BNPL
Definition
BNPL is a point-of-sale installment credit product — typically 3–6 payments — offering deferred payment with no interest if paid on time.
Buy Now Pay Later (BNPL) is a short-term credit product that allows consumers to split a purchase into instalments — typically four equal payments over six weeks — at zero interest, with the cost borne by the merchant via a fee of 2–6% of transaction value. Major providers include Klarna, Afterpay (Block), Affirm, and Zip. BNPL drives measurable basket size and conversion uplift for merchants but carries credit loss risk and faces increasing regulatory scrutiny in Australia, the UK, and the US.
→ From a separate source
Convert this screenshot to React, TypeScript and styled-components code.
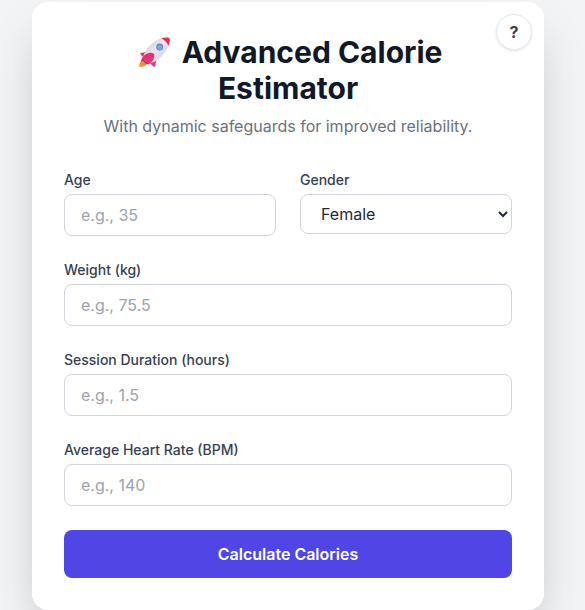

Buy Now Pay Later is a consumer credit product embedded at checkout. The consumer receives the goods immediately and repays in instalments; the merchant receives the full payment (minus BNPL provider fee) immediately. The BNPL provider extends credit and bears the repayment risk.
How BNPL Works
Pay in 4 (interest-free instalment): The dominant BNPL product. Four equal payments, first due at purchase, remainder at two-week intervals. Zero interest or fees for consumers who pay on time. Revenue model: merchant fee of 2–6% of transaction value.
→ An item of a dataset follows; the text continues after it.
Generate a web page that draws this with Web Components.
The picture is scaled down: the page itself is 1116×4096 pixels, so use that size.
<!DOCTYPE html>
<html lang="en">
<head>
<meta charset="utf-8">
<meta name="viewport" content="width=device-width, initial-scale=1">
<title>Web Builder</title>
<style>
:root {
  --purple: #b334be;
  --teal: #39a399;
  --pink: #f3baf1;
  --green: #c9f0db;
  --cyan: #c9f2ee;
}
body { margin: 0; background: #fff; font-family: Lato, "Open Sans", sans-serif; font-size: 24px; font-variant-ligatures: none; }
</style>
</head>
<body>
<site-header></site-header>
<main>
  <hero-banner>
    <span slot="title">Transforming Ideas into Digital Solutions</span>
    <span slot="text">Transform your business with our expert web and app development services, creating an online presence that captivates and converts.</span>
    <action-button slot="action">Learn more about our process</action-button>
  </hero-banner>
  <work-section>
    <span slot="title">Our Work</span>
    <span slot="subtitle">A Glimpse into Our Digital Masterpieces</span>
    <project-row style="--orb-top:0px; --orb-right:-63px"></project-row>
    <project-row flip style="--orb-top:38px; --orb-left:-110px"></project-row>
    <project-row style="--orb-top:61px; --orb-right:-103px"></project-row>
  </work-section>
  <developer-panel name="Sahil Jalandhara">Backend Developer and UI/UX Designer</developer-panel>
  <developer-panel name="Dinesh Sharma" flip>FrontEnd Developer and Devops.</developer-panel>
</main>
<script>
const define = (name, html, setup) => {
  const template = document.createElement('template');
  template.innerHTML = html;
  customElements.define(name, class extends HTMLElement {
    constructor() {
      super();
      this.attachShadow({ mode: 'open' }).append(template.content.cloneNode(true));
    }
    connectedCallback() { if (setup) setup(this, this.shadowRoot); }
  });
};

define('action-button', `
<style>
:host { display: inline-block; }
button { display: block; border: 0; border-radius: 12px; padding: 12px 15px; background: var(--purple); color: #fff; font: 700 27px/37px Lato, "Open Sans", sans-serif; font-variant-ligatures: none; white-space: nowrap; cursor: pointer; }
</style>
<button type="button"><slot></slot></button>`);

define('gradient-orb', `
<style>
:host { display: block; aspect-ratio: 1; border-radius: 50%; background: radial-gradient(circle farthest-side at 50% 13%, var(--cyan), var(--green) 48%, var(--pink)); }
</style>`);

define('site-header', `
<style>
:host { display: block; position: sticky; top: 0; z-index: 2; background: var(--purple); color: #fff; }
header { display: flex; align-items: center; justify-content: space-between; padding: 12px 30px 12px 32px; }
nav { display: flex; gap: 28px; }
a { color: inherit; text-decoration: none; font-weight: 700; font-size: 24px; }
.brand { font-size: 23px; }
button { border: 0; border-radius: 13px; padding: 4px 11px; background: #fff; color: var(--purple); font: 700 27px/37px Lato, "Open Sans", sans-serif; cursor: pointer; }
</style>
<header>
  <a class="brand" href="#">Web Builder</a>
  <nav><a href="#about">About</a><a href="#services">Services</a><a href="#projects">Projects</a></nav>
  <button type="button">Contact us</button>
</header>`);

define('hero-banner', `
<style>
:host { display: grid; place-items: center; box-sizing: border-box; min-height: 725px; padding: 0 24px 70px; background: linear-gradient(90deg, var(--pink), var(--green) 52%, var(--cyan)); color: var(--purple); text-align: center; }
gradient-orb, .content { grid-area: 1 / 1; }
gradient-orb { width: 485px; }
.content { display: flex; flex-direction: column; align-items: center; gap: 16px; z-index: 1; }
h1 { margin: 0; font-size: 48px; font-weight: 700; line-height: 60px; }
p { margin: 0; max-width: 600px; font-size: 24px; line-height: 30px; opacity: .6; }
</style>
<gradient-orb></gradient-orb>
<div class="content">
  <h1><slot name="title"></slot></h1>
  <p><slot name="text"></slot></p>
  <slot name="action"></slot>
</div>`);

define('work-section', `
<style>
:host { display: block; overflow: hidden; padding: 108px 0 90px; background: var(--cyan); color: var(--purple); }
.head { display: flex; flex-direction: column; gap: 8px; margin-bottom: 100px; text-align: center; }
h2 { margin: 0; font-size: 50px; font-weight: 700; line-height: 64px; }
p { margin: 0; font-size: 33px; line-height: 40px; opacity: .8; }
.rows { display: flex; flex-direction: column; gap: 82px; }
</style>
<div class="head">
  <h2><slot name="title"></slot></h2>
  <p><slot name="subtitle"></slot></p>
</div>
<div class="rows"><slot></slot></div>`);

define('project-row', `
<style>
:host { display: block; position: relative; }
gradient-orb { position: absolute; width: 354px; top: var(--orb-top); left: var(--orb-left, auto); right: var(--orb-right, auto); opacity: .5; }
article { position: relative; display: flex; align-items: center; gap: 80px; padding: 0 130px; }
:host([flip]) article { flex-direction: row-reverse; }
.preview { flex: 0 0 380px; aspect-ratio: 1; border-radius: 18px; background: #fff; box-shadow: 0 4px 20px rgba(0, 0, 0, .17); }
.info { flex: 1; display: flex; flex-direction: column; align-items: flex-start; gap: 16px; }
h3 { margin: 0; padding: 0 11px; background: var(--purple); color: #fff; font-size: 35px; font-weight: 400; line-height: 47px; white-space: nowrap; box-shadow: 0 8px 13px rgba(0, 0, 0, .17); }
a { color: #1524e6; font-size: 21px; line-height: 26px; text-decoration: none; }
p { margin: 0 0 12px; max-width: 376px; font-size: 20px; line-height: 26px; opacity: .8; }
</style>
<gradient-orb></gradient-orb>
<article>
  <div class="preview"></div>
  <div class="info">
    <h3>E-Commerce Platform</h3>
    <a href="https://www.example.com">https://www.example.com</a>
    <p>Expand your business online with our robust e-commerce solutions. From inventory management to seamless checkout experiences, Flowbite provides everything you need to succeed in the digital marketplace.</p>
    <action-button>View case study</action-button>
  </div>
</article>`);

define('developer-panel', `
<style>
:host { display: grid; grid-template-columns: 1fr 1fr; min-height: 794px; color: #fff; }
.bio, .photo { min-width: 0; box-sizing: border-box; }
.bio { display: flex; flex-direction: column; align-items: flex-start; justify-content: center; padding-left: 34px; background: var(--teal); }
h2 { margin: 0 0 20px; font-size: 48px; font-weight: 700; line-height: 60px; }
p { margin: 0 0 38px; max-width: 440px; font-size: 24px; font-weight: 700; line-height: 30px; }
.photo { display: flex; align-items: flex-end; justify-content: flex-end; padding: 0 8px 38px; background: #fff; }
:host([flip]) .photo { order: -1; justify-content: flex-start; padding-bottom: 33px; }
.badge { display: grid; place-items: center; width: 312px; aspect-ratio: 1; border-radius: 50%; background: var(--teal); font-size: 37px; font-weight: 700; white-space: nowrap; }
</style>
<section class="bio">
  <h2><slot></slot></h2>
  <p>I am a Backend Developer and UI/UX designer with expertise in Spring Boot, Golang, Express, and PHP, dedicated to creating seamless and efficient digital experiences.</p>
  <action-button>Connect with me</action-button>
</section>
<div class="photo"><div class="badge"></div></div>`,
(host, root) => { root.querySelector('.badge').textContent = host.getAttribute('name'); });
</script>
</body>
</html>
Instalment financing (interest-bearing): Longer-term products (6–36 months) with APRs ranging 10–30%. Used for higher-ticket purchases (electronics, furniture, dental). Revenue model: consumer interest plus reduced merchant fee.
BNPL vs Card Payments
| Card | BNPL | |
|---|---|---|
| Merchant cost | 1.5–2.5% MDR | 2–6% BNPL fee |
| Consumer credit check | Hard pull (credit card) | Soft/behavioral (BNPL) |
| Consumer cost | Interest if revolving | Zero (Pay in 4) |
| Chargeback rights | Yes (card network rules) | Varies by provider |
| Regulatory framework | Consumer credit law (mature) | Increasingly regulated |
Merchant ROI Case
BNPL’s higher merchant fee is justified when the conversion and basket uplift exceeds the fee differential. In fashion and apparel, documented uplifts of 20–30% basket size and 10–15% conversion improvement are common. The maths breaks down in low-AOV categories (grocery, under $30 purchases) where the percentage fee on small amounts is material.
Regulatory Trajectory
BNPL initially structured products to fall outside consumer credit legislation (no hard credit pull, short duration, no explicit interest charge). Regulators are progressively closing that gap:
- Australia: Treasury Laws Amendment (2024) brings BNPL under National Consumer Credit Protection Act, mandating affordability assessments.
- UK: FCA bringing unregulated BNPL under consumer credit rules (effective 2025–2026).
- US: CFPB 2024 interpretive rule classifies BNPL providers as card issuers under TILA, triggering disclosure and dispute rights obligations.
Compliance costs from these frameworks add operational overhead and tighten acceptance rates, compressing the BNPL model’s economics over time.